Menggunakan bahan kimia seperti kapur (lime) atau soda kaustik (NaOH) untuk menetralkan asam dan mengendapkan logam. Meski efektif, metode ini butuh biaya besar dan pemantauan berkelanjutan.

Tantangan dalam Pengelolaan AMD

1. Kurangnya Kesadaran

Banyak masyarakat maupun pihak industri belum menyadari potensi bahaya AMD.

2. Tambang Ilegal

Tambang-tambang tanpa izin hampir tidak pernah memiliki sistem AMD management.

3. Regulasi yang Lemah

Meskipun Indonesia sudah memiliki regulasi terkait lingkungan, implementasinya masih sering tidak konsisten di lapangan.

4. Kurangnya Teknologi Terapan

Teknologi pengolahan AMD masih belum banyak digunakan oleh industri kecil menengah karena dianggap mahal dan rumit.

Menambang dengan Bertanggung Jawab

Mengelola air asam tambang bukan sekadar tanggung jawab teknis, tapi juga etis. Industri tambang harus melihat AMD sebagai bagian tak terpisahkan dari operasional mereka. Pemerintah harus memperkuat pengawasan dan masyarakat harus terus diedukasi.

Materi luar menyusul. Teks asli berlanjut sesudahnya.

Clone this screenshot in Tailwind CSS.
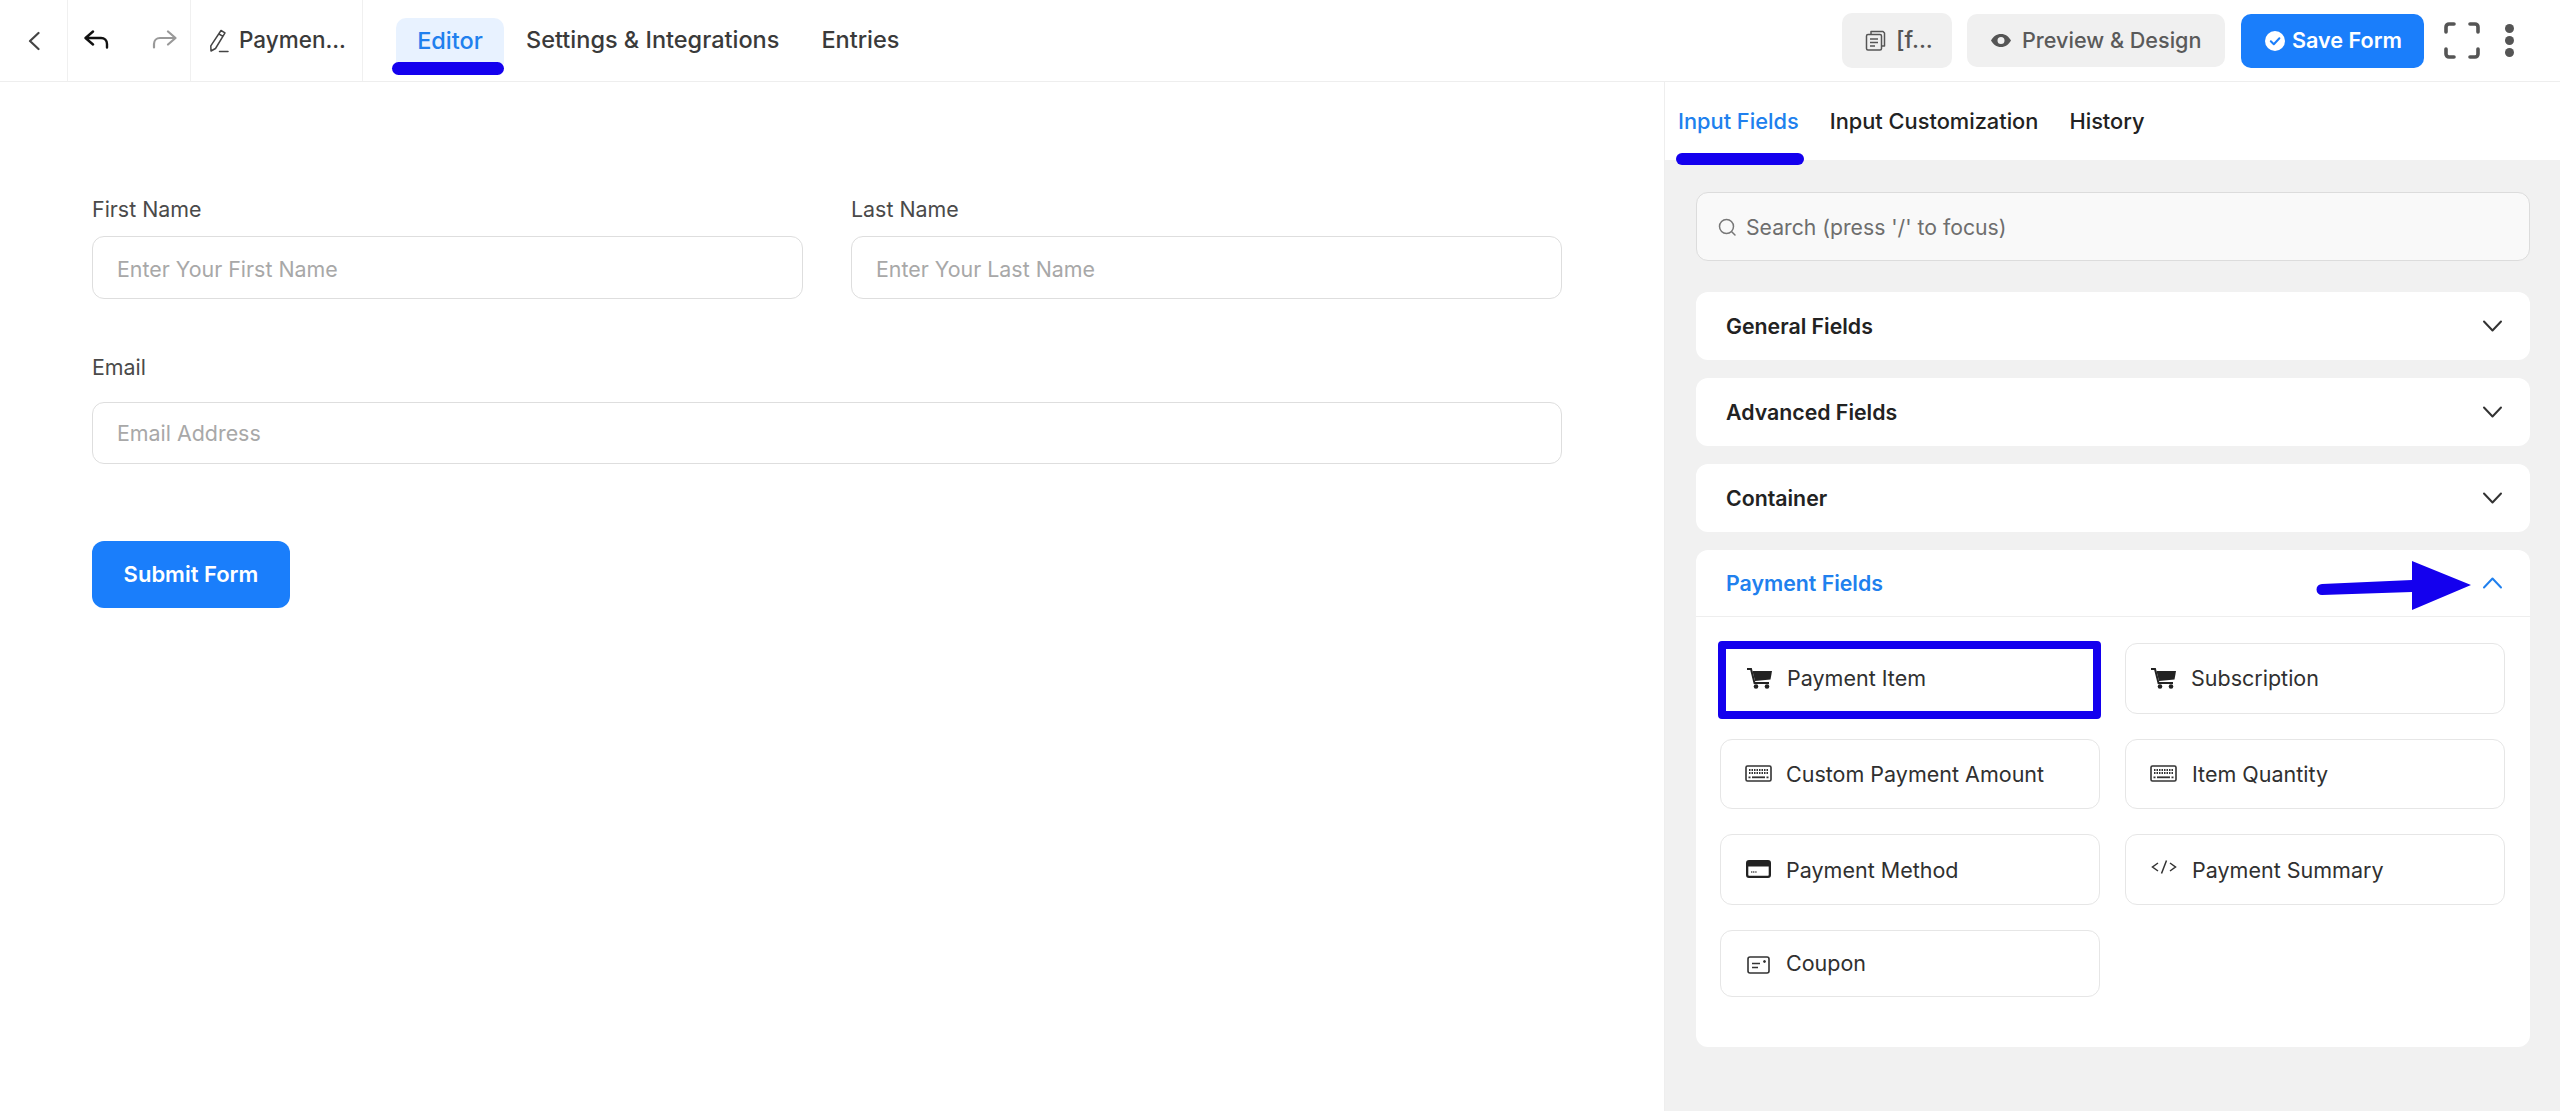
<!DOCTYPE html>
<html lang="en">
<head>
<meta charset="utf-8">
<title>Payment Form Editor</title>
<script src="https://cdn.jsdelivr.net/npm/@tailwindcss/browser@4"></script>
</head>
<body class="[font-family:Inter,sans-serif] bg-white text-[#3a3a3a]">
<div class="w-[2560px] h-[1111px] overflow-hidden flex flex-col">
  <!-- Top bar -->
  <header class="h-[82px] shrink-0 flex items-stretch border-b border-[#eeeeee]">
    <div class="w-[68px] border-r border-[#f0f0f0] flex items-center pl-[28px]">
      <svg class="w-[12px] h-[20px]" viewBox="0 0 12 20" fill="none" stroke="#444" stroke-width="2.2" stroke-linecap="round" stroke-linejoin="round"><path d="M10.5 2 2 10l8.5 8"/></svg>
    </div>
    <div class="w-[123px] border-r border-[#f0f0f0] flex items-center pl-[16px] gap-[43px] pb-[3px]">
      <svg class="w-[25px] h-[19px]" viewBox="0 0 25 19" fill="none" stroke="#111" stroke-width="2.4" stroke-linecap="round" stroke-linejoin="round"><path d="M9 1.5 1.5 8 9 14.500M2 8h15c3.500 0 6 2.500 6 6v3.500"/></svg>
      <svg class="w-[25px] h-[19px]" viewBox="0 0 25 19" fill="none" stroke="#999" stroke-width="2.2" stroke-linecap="round" stroke-linejoin="round"><path d="M16 1.500 23.500 8 16 14.500M23 8H8c-3.500 0-6 2.500-6 6v3.500"/></svg>
    </div>
    <div class="w-[172px] border-r border-[#f0f0f0] flex items-center pl-[18px] gap-[10px]">
      <svg class="w-[20px] h-[24px]" viewBox="0 0 20 24" fill="none" stroke="#444" stroke-width="1.500" stroke-linejoin="round" stroke-linecap="round"><path d="M12 1.500 16 3.800 6.500 19.500 2 22l-.2-5.200zM10 5l4 2.300M10.500 22.500h8.500"/></svg>
      <span class="text-[22.5px] font-medium leading-none">Paymen...</span>
    </div>
    <nav class="flex items-center pl-[33px] text-[23.5px] font-medium">
      <div class="relative w-[108px] h-[46px] rounded-t-[10px] bg-[#e8f2ff] text-[#2080ee] flex items-center justify-center">Editor
        <span class="absolute left-[-4px] right-0 top-[44px] h-[13px] rounded-full bg-[#1400ee]"></span>
      </div>
      <div class="pl-[22px] pr-[21px] pb-[2px]">Settings &amp; Integrations</div>
      <div class="pl-[21px] pb-[2px]">Entries</div>
    </nav>
    <div class="ml-auto flex items-center text-[21.6px] font-medium">
      <div class="w-[110px] h-[55px] rounded-[10px] bg-[#f0f0f0] flex items-center pl-[23px] gap-[10px] text-[#555]">
        <svg class="w-[21px] h-[21px]" viewBox="0 0 21 21" fill="none" stroke="#555" stroke-width="1.500" stroke-linejoin="round"><path d="M6 4.500V1.500h12l1.500 1.500v13h-3"/><rect x="1.500" y="4.500" width="15" height="15.500" rx="1.500"/><path d="M5 9h8M5 12.500h8M5 16h5"/></svg>
        <span class="leading-none text-[23px]">[f...</span>
      </div>
      <div class="ml-[15px] w-[258px] h-[53px] rounded-[10px] bg-[#f0f0f0] flex items-center pl-[24px] gap-[11px] text-[#5a5a5a]">
        <svg class="w-[20px] h-[13px]" viewBox="0 0 20 13"><path fill="#555" fill-rule="evenodd" d="M10 0c4.500 0 8 2.700 10 6.500C18 10.300 14.500 13 10 13S2 10.300 0 6.500C2 2.700 5.500 0 10 0zm0 3a3.500 3.500 0 1 0 0 7 3.500 3.500 0 0 0 0-7z"/></svg>
        <span class="leading-none">Preview &amp; Design</span>
      </div>
      <div class="ml-[16px] w-[183px] h-[54px] rounded-[10px] bg-[#1a7efb] flex items-center pl-[24px] gap-[7px] text-white font-semibold">
        <svg class="w-[20px] h-[20px]" viewBox="0 0 20 20"><circle cx="10" cy="10" r="10" fill="#fff"/><path d="M5.800 10.300 8.800 13.300 14.400 7.200" fill="none" stroke="#1a7efb" stroke-width="2" stroke-linecap="round" stroke-linejoin="round"/></svg>
        <span class="leading-none">Save Form</span>
      </div>
      <svg class="ml-[20px] w-[36px] h-[37px]" viewBox="0 0 36 37" fill="none" stroke="#555" stroke-width="3.600" stroke-linecap="round" stroke-linejoin="round"><path d="M2 10V5a3 3 0 0 1 3-3h5M26 2h5a3 3 0 0 1 3 3v5M34 27v5a3 3 0 0 1-3 3h-5M10 35H5a3 3 0 0 1-3-3v-5"/></svg>
      <div class="ml-[25px] mr-[46px] flex flex-col gap-[3px]">
        <span class="w-[9px] h-[9px] rounded-full bg-[#555]"></span>
        <span class="w-[9px] h-[9px] rounded-full bg-[#555]"></span>
        <span class="w-[9px] h-[9px] rounded-full bg-[#555]"></span>
      </div>
    </div>
  </header>

  <div class="flex-1 flex min-h-0">
    <!-- Form canvas -->
    <main class="w-[1664px] shrink-0 pl-[92px] pt-[113px] text-[21.4px]">
      <div class="w-[1470px] grid grid-cols-[711px_1fr] gap-x-[48px]">
        <div>
          <label class="block h-[28px] leading-[28px] mb-[13px] text-[#4a4a4a]">First Name</label>
          <input class="w-full h-[63px] px-[24px] pt-[2px] rounded-[12px] border border-[#dedede] placeholder:text-[#a8a8a8]" placeholder="Enter Your First Name">
        </div>
        <div>
          <label class="block h-[28px] leading-[28px] mb-[13px] text-[#4a4a4a]">Last Name</label>
          <input class="w-full h-[63px] px-[24px] pt-[2px] rounded-[12px] border border-[#dedede] placeholder:text-[#a8a8a8]" placeholder="Enter Your Last Name">
        </div>
      </div>
      <div class="w-[1470px] mt-[54px]">
        <label class="block h-[28px] leading-[28px] mb-[21px] text-[#4a4a4a]">Email</label>
        <input class="w-full h-[62px] px-[24px] rounded-[12px] border border-[#dedede] placeholder:text-[#a8a8a8]" placeholder="Email Address">
      </div>
      <button class="mt-[77px] w-[198px] h-[67px] rounded-[12px] bg-[#1a7efb] text-white font-semibold text-[22px]">Submit Form</button>
    </main>

    <!-- Right panel -->
    <aside class="flex-1 flex flex-col border-l border-[#eeeeee]">
      <div class="h-[78px] shrink-0 flex items-center pl-[13px] gap-[31px] text-[21.8px] font-medium text-[#222]">
        <div class="relative text-[#2080ee]">Input Fields
          <span class="absolute left-[-2px] right-[-5px] top-[48px] h-[12px] rounded-full bg-[#1400ee]"></span>
        </div>
        <div>Input Customization</div>
        <div>History</div>
      </div>
      <div class="flex-1 bg-[#f1f1f1] pt-[32px] pl-[31px] pr-[30px]">
        <div class="h-[69px] pt-[2px] rounded-[12px] border border-[#dcdcdc] bg-[#f9f9f9] flex items-center pl-[21px] gap-[9px] text-[21.2px] text-[#6e6e6e]">
          <svg class="w-[19px] h-[19px] shrink-0" viewBox="0 0 19 19" fill="none" stroke="#777" stroke-width="1.500" stroke-linecap="round"><circle cx="8.500" cy="8.500" r="7"/><path d="m14 14 3 3"/></svg>
          <span>Search (press '/' to focus)</span>
        </div>
        <div class="mt-[31px] h-[68px] rounded-[12px] bg-white flex items-center justify-between pl-[30px] pr-[27px] text-[21.3px] font-semibold text-[#222]">
          <span class="pt-[2px]">General Fields</span>
          <svg class="w-[21px] h-[12px]" viewBox="0 0 21 12" fill="none" stroke="#333" stroke-width="2" stroke-linecap="round" stroke-linejoin="round"><path d="m2 1.500 8.500 9 8.500-9"/></svg>
        </div>
        <div class="mt-[18px] h-[68px] rounded-[12px] bg-white flex items-center justify-between pl-[30px] pr-[27px] text-[21.3px] font-semibold text-[#222]">
          <span class="pt-[2px]">Advanced Fields</span>
          <svg class="w-[21px] h-[12px]" viewBox="0 0 21 12" fill="none" stroke="#333" stroke-width="2" stroke-linecap="round" stroke-linejoin="round"><path d="m2 1.500 8.500 9 8.500-9"/></svg>
        </div>
        <div class="mt-[18px] h-[68px] rounded-[12px] bg-white flex items-center justify-between pl-[30px] pr-[27px] text-[21.3px] font-semibold text-[#222]">
          <span class="pt-[2px]">Container</span>
          <svg class="w-[21px] h-[12px]" viewBox="0 0 21 12" fill="none" stroke="#333" stroke-width="2" stroke-linecap="round" stroke-linejoin="round"><path d="m2 1.500 8.500 9 8.500-9"/></svg>
        </div>
        <section class="relative mt-[18px] h-[497px] rounded-[12px] bg-white">
          <div class="h-[67px] border-b border-[#eeeeee] flex items-center justify-between pl-[30px] pr-[27px] text-[21.3px] font-semibold text-[#2080ee]">
            <span class="pt-[2px]">Payment Fields</span>
            <svg class="w-[21px] h-[12px]" viewBox="0 0 21 12" fill="none" stroke="#2080ee" stroke-width="2" stroke-linecap="round" stroke-linejoin="round"><path d="m2 10.500 8.500-9 8.500 9"/></svg>
          </div>
          <!-- annotation arrow -->
          <svg class="absolute left-[620px] top-[10px] w-[156px] h-[52px]" viewBox="0 0 156 52"><path fill="#1400ee" d="M6 24 96 20V1l59 24-59 25V32L6 35a5.500 5.500 0 0 1 0-11z"/></svg>
          <div class="grid grid-cols-2 gap-x-[25px] gap-y-[25px] pt-[26px] pl-[24px] pr-[25px] text-[21.5px] text-[#303030]">
            <div class="relative h-[71px] rounded-[12px] border border-[#e6e6e6] flex items-center pl-[26px]">
              <svg class="w-[25px] h-[21px] mr-[15px]" viewBox="0 0 25 21"><path d="M0 1h4l3.500 14H22" fill="none" stroke="#222" stroke-width="2"/><path fill="#222" d="M5.500 3H25l-1.500 8.500L8 13z"/><circle cx="9" cy="18.500" r="2.300" fill="#222"/><circle cx="20" cy="18.500" r="2.300" fill="#222"/></svg>
              <span>Payment Item</span>
              <span class="absolute left-[-3px] right-[-2px] top-[-3px] bottom-[-6px] border-[8px] border-[#1400ee] rounded-[4px]"></span>
            </div>
            <div class="h-[71px] rounded-[12px] border border-[#e6e6e6] flex items-center pl-[25px]">
              <svg class="w-[25px] h-[21px] mr-[15px]" viewBox="0 0 25 21"><path d="M0 1h4l3.500 14H22" fill="none" stroke="#222" stroke-width="2"/><path fill="#222" d="M5.500 3H25l-1.500 8.500L8 13z"/><circle cx="9" cy="18.500" r="2.300" fill="#222"/><circle cx="20" cy="18.500" r="2.300" fill="#222"/></svg>
              <span>Subscription</span>
            </div>
            <div class="h-[70px] pt-[1px] rounded-[12px] border border-[#e6e6e6] flex items-center pl-[24px]">
              <svg class="w-[27px] h-[17px] mr-[14px] mb-[2px]" viewBox="0 0 27 17" fill="none" stroke="#333"><rect x="1" y="1" width="25" height="15" rx="1.500" stroke-width="1.600"/><path d="M4 5h19M4 8h19" stroke-width="2" stroke-dasharray="1.500 1"/><path d="M7 12.300h13" stroke-width="1.800"/><path d="M3.500 12.300h2M21.500 12.300h2" stroke-width="1.800"/></svg>
              <span>Custom Payment Amount</span>
            </div>
            <div class="h-[70px] pt-[1px] rounded-[12px] border border-[#e6e6e6] flex items-center pl-[24px]">
              <svg class="w-[27px] h-[17px] mr-[15px] mb-[2px]" viewBox="0 0 27 17" fill="none" stroke="#333"><rect x="1" y="1" width="25" height="15" rx="1.500" stroke-width="1.600"/><path d="M4 5h19M4 8h19" stroke-width="2" stroke-dasharray="1.500 1"/><path d="M7 12.300h13" stroke-width="1.800"/><path d="M3.500 12.300h2M21.500 12.300h2" stroke-width="1.800"/></svg>
              <span>Item Quantity</span>
            </div>
            <div class="h-[71px] pt-[1px] rounded-[12px] border border-[#e6e6e6] flex items-center pl-[25px]">
              <svg class="w-[25px] h-[18px] mr-[15px] mb-[3px]" viewBox="0 0 25 18"><path fill="#222" fill-rule="evenodd" d="M3 0h19a3 3 0 0 1 3 3v12a3 3 0 0 1-3 3H3a3 3 0 0 1-3-3V3a3 3 0 0 1 3-3zm-.7 6.500V15c0 .4.300.7.700.7h19c.4 0 .7-.3.700-.7V6.500z"/><path d="M5 12h6" stroke="#555" stroke-width="1.400" stroke-dasharray="1.200 .6"/></svg>
              <span>Payment Method</span>
            </div>
            <div class="h-[71px] pt-[1px] rounded-[12px] border border-[#e6e6e6] flex items-center pl-[25px]">
              <svg class="w-[26px] h-[14px] mr-[15px] mb-[6px]" viewBox="0 0 26 14" fill="none" stroke="#333" stroke-width="1.500"><path d="M7 3 1.500 7 7 11M19 3l5.500 4L19 11M15.500 .5 10.500 13.500"/></svg>
              <span>Payment Summary</span>
            </div>
            <div class="h-[67px] rounded-[12px] border border-[#e6e6e6] flex items-center pl-[26px]">
              <svg class="w-[23px] h-[18px] mr-[16px] mt-[2px]" viewBox="0 0 23 18" fill="none" stroke="#333"><rect x="1" y="1" width="21" height="16" rx="2" stroke-width="1.600"/><path d="M5 7.500h8M5 11.500h6" stroke-width="1.600"/><circle cx="17.500" cy="5.500" r="1" fill="#333" stroke-width="1"/></svg>
              <span>Coupon</span>
            </div>
          </div>
        </section>
      </div>
    </aside>
  </div>
</div>
</body>
</html>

Solusi berbasis sustainability dan circular economy seperti:

  • Pemanfaatan AMD untuk daur ulang logam berat
  • Pengembangan teknologi low cost AMD treatment
  • Kolaborasi multi stakeholder untuk pemantauan tambang pasca operasi

...harus terus didorong.

Jangan Biarkan Bumi Menangis dalam Diam

Air asam tambang bukan sekadar masalah teknis tersembunyi di balik bukit tambang. Ia adalah panggilan untuk lebih bijak dalam mengeksplorasi kekayaan bumi. Kita boleh menambang, tapi tidak boleh abai. Kita boleh menggali, tapi jangan sampai meracuni.

Bumi ini satu, dan kita semua yang tinggal di atasnya adalah penjaganya.